In robotics, scene recognition enables robots to understand their surroundings and perform precise tasks. As artificial intelligence technologies see deeper integration across various industries, demands for higher accuracy and robustness in scene recognition are continuously increasing.
Recently, a research team at the Shenyang Institute of Automation (SIA), Chinese Academy of Sciences (CAS), proposed a novel scene recognition method called OSFA (Object-Level and Scene-Level Feature Aggregation), which integrates the CLIP multi-modal model. By dynamically aggregating object-level and scene-level features, the OSFA method significantly enhances classification accuracy and robustness in complex scenes.
Practical challenges such as lighting variations, object occlusion, viewpoint differences, and the diversity within similar scenes often make it difficult for recognition methods to extract stable and representative features.

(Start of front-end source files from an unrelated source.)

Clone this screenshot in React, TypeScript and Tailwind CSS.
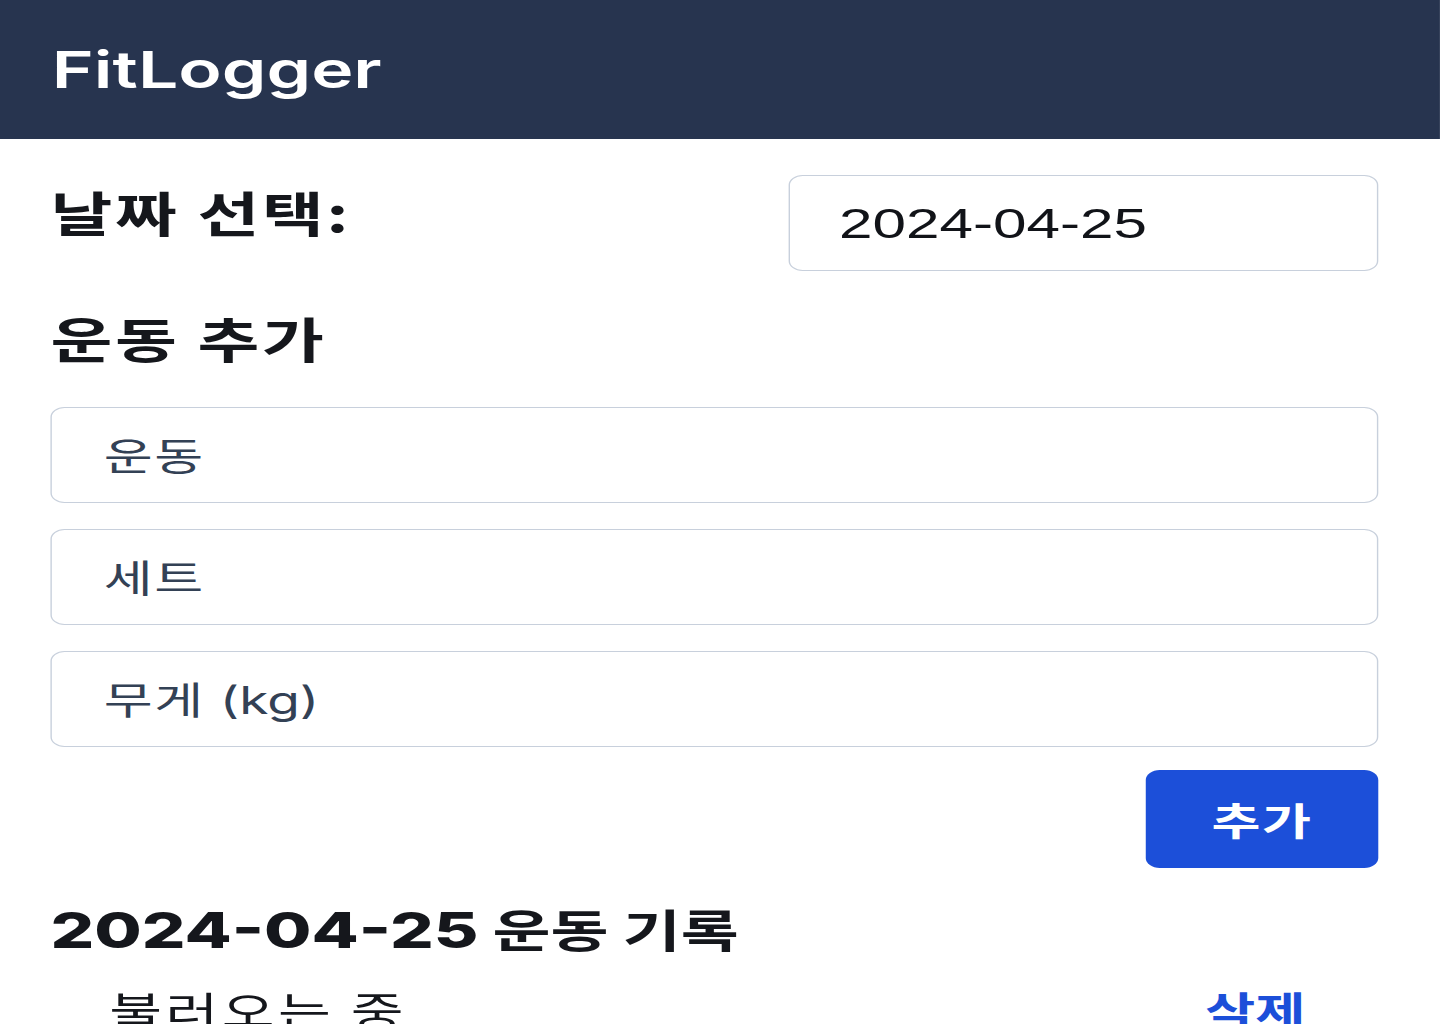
import React from "react";

const KR = "font-['Noto_Sans_CJK_KR','Noto_Sans',sans-serif]";

function Field({ placeholder }: { placeholder: React.ReactNode }) {
  return (
    <div className="flex h-[96px] items-center rounded-[10px] border border-[#c8d0dc] bg-white pl-[37px]">
      <span className="text-[38px] leading-none text-[#334155]">{placeholder}</span>
    </div>
  );
}

export default function App() {
  return (
    <div className="h-[1024px] w-full overflow-hidden bg-white">
      <div className="w-[1028px] origin-top-left scale-x-[1.4007] font-[Inter,'Noto_Sans_CJK_KR',sans-serif]">
        <header className="flex h-[139px] items-center bg-[#27344f] pl-[37px]">
          <h1 className="text-[51px] font-semibold leading-none text-white">FitLogger</h1>
        </header>

        <main className="flex flex-col pl-[36px] pr-[44px] pt-[36px]">
          <div className="flex items-start justify-between">
            <h2 className={`${KR} mt-[12px] text-[48px] font-bold leading-none tracking-[0.04em] text-[#15171c]`}>
              날짜 선택:
            </h2>
            <div className="flex h-[96px] w-[421px] items-center rounded-[10px] border border-[#c8d0dc] pl-[35px]">
              <span className="font-['Liberation_Sans',Arial,sans-serif] text-[43px] leading-none text-[#111318]">
                2024-04-25
              </span>
            </div>
          </div>

          <h2 className={`${KR} mt-[42px] text-[48px] font-bold leading-none tracking-[0.04em] text-[#15171c]`}>
            운동 추가
          </h2>

          <div className="mt-[46px] flex flex-col gap-[26px]">
            <Field placeholder={<span className={`${KR} tracking-[0.03em]`}>운동</span>} />
            <Field placeholder={<span className={`${KR} tracking-[0.03em]`}>세트</span>} />
            <Field
              placeholder={
                <>
                  <span className={`${KR} tracking-[0.03em]`}>무게</span>{" "}
                  <span className="font-[Inter,sans-serif]">(kg)</span>
                </>
              }
            />
          </div>

          <div className="mt-[23px] flex justify-end">
            <button className="flex h-[98px] w-[166px] items-center justify-center rounded-[10px] bg-[#1c4fd9]">
              <span className={`${KR} text-[38px] font-bold leading-none tracking-[0.03em] text-white`}>추가</span>
            </button>
          </div>

          <h2 className="mt-[38px] flex items-baseline leading-none text-[#15171c]">
            <span className="text-[49px] font-extrabold">2024-04-25</span>
            <span className={`${KR} ml-[10px] text-[45px] font-bold`}>운동 기록</span>
          </h2>

          <ul className="mt-[34px] flex flex-col">
            <li className="flex items-start justify-between pl-[42px] pr-[52px]">
              <span className={`${KR} text-[41px] leading-none tracking-[0.06em] text-[#15171c]`}>불러오는 중</span>
              <button className={`${KR} text-[39px] font-bold leading-none text-[#1c4fd9]`}>삭제</button>
            </li>
          </ul>
        </main>
      </div>
    </div>
  );
}
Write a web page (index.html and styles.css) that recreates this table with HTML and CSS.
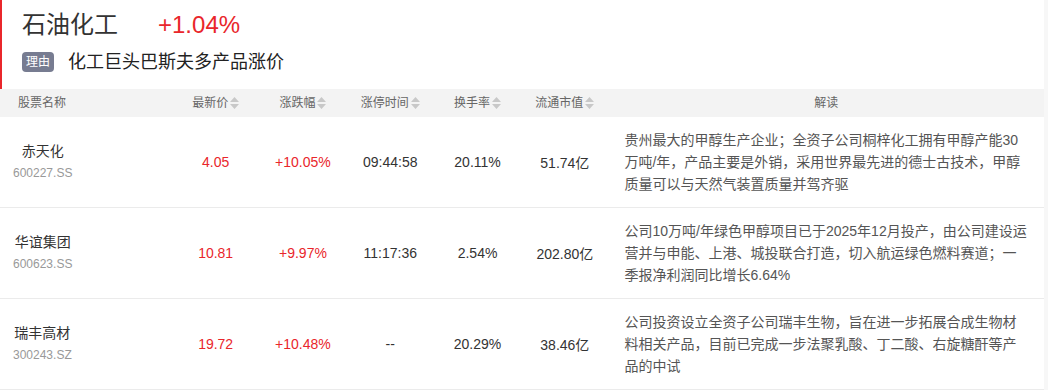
FILE: index.html
```html
<!DOCTYPE html>
<html lang="zh-CN">
<head>
<meta charset="utf-8">
<title>石油化工</title>
<link rel="stylesheet" href="styles.css">
</head>
<body>
<div class="page">
  <section class="topic">
    <div class="topic-title">
      <span class="topic-name">石油化工</span>
      <span class="topic-change">+1.04%</span>
    </div>
    <div class="topic-reason">
      <span class="tag">理由</span>
      <span class="reason-text">化工巨头巴斯夫多产品涨价</span>
    </div>
  </section>

  <div class="table">
    <div class="row head">
      <div class="cell name-cell head-name">股票名称</div>
      <div class="cell">最新价<svg class="sort" viewBox="0 0 9 12"><path d="M4.5 0 L9 5 L0 5 Z M0 7 L9 7 L4.5 12 Z"/></svg></div>
      <div class="cell">涨跌幅<svg class="sort" viewBox="0 0 9 12"><path d="M4.5 0 L9 5 L0 5 Z M0 7 L9 7 L4.5 12 Z"/></svg></div>
      <div class="cell">涨停时间<svg class="sort" viewBox="0 0 9 12"><path d="M4.5 0 L9 5 L0 5 Z M0 7 L9 7 L4.5 12 Z"/></svg></div>
      <div class="cell">换手率<svg class="sort" viewBox="0 0 9 12"><path d="M4.5 0 L9 5 L0 5 Z M0 7 L9 7 L4.5 12 Z"/></svg></div>
      <div class="cell">流通市值<svg class="sort" viewBox="0 0 9 12"><path d="M4.5 0 L9 5 L0 5 Z M0 7 L9 7 L4.5 12 Z"/></svg></div>
      <div class="cell">解读</div>
    </div>

    <div class="row body">
      <div class="cell name-cell"><div class="stock"><span class="stock-name">赤天化</span><span class="stock-code">600227.SS</span></div></div>
      <div class="cell up">4.05</div>
      <div class="cell up">+10.05%</div>
      <div class="cell">09:44:58</div>
      <div class="cell">20.11%</div>
      <div class="cell">51.74亿</div>
      <div class="cell desc">贵州最大的甲醇生产企业；全资子公司桐梓化工拥有甲醇产能30万吨/年，产品主要是外销，采用世界最先进的德士古技术，甲醇质量可以与天然气装置质量并驾齐驱</div>
    </div>

    <div class="row body">
      <div class="cell name-cell"><div class="stock"><span class="stock-name">华谊集团</span><span class="stock-code">600623.SS</span></div></div>
      <div class="cell up">10.81</div>
      <div class="cell up">+9.97%</div>
      <div class="cell">11:17:36</div>
      <div class="cell">2.54%</div>
      <div class="cell">202.80亿</div>
      <div class="cell desc">公司10万吨/年绿色甲醇项目已于2025年12月投产，由公司建设运营并与申能、上港、城投联合打造，切入航运绿色燃料赛道；一季报净利润同比增长6.64%</div>
    </div>

    <div class="row body">
      <div class="cell name-cell"><div class="stock"><span class="stock-name">瑞丰高材</span><span class="stock-code">300243.SZ</span></div></div>
      <div class="cell up">19.72</div>
      <div class="cell up">+10.48%</div>
      <div class="cell">--</div>
      <div class="cell">20.29%</div>
      <div class="cell">38.46亿</div>
      <div class="cell desc">公司投资设立全资子公司瑞丰生物，旨在进一步拓展合成生物材料相关产品，目前已完成一步法聚乳酸、丁二酸、右旋糖酐等产品的中试</div>
    </div>
  </div>
</div>
</body>
</html>
```

FILE: styles.css
```css
* {
  box-sizing: border-box;
}

html, body {
  margin: 0;
  padding: 0;
}

body {
  background: #f7f7f7;
  font-family: "Liberation Sans", "Noto Sans CJK SC", Arial, sans-serif;
  color: #333;
}

.page {
  width: 1044px;
  background: #fff;
}

.topic {
  height: 89px;
  border-left: 2px solid #e9262b;
  padding: 9px 0 0 20px;
}

.topic-title {
  display: flex;
  align-items: center;
  height: 32px;
  font-size: 24px;
  line-height: 32px;
}

.topic-name {
  color: #333;
}

.topic-change {
  color: #e9262b;
  margin-left: 40px;
}

.topic-reason {
  display: flex;
  align-items: center;
  margin-top: 11px;
  height: 20px;
}

.tag {
  display: inline-flex;
  align-items: center;
  justify-content: center;
  width: 32px;
  height: 20px;
  border-radius: 4px;
  background: #777c91;
  color: #fff;
  font-size: 12px;
  line-height: 20px;
}

.reason-text {
  margin-left: 14px;
  font-size: 18px;
  color: #222;
  line-height: 24px;
}

.table {
  width: 1044px;
}

.row {
  display: grid;
  grid-template-columns: 172px repeat(5, 87.3px) 1fr;
}

.row.head {
  height: 28px;
  background: #f3f3f3;
  font-size: 12px;
  color: #666;
}

.row.body {
  height: 91px;
  border-bottom: 1px solid #ebebeb;
  font-size: 14px;
  color: #333;
}

.cell {
  display: flex;
  align-items: center;
  justify-content: center;
  white-space: nowrap;
}

.head .cell {
  line-height: 28px;
}

.sort {
  width: 9px;
  height: 12px;
  margin-left: 2px;
  fill: #c8c8c8;
}

.name-cell {
  justify-content: flex-start;
}

.head-name {
  padding-left: 18px;
}

.body .name-cell {
  padding-left: 13px;
}

.stock {
  display: flex;
  flex-direction: column;
  align-items: center;
}

.stock-name {
  font-size: 14px;
  line-height: 22px;
  color: #333;
}

.stock-code {
  font-size: 12px;
  line-height: 22px;
  color: #999;
}

.up {
  color: #e9262b;
}

.desc {
  justify-content: flex-start;
  white-space: normal;
  padding: 0 14px 0 16px;
  font-size: 14px;
  line-height: 22px;
  color: #555;
  text-align: left;
}
```
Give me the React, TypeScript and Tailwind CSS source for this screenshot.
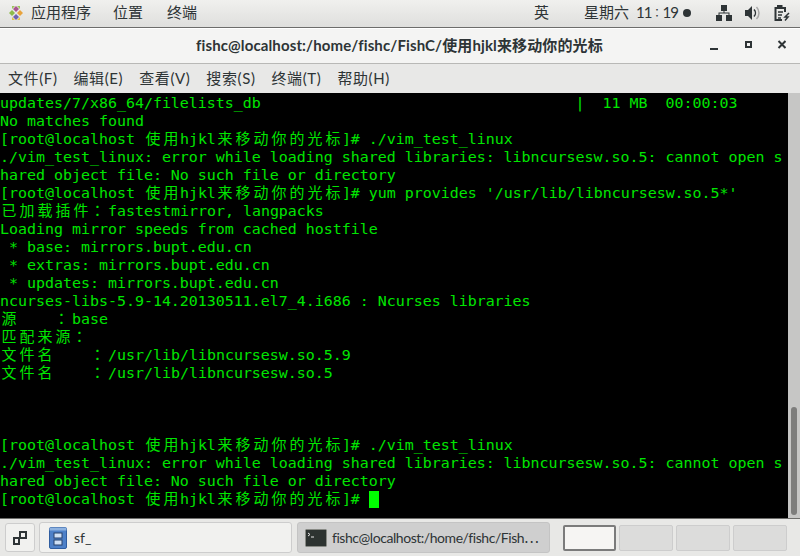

Furthermore, key technical hurdles include effectively integrating multiple semantic features in complex scenes while avoiding information redundancy or loss, and enhancing model generalization capabilities.
To address this, researchers first leveraged CLIP's visual features as prior information to extract local detail features highly relevant to the scene. Subsequently, CLIP's text encoder was used to generate category-specific textual semantic information. This guided the extraction of global semantic features from the image, which were then integrated via a scene-level cross-attention mechanism to form the final scene representation. To enhance model robustness, a multi-loss strategy was also introduced.

OSFA method framework (Image by the research group)
Research results demonstrate that this scene recognition method effectively aggregates features, notably improving classification accuracy and robustness in complex scenes. It can provide support for scene understanding and intelligent decision-making in fields like visual navigation and robotic applications, thereby enhancing perception and task execution efficiency.
The research, titled Object-Level and Scene-Level Feature Aggregation with CLIP for Scene Recognition, was published in the international journal Information Fusion. Qun Wang, a Ph.D. student at SIA, is the first author, and Researcher Feng Zhu of SIA is the corresponding author.
Link to paper: https://doi.org/10.1016/j.inffus.2025.103118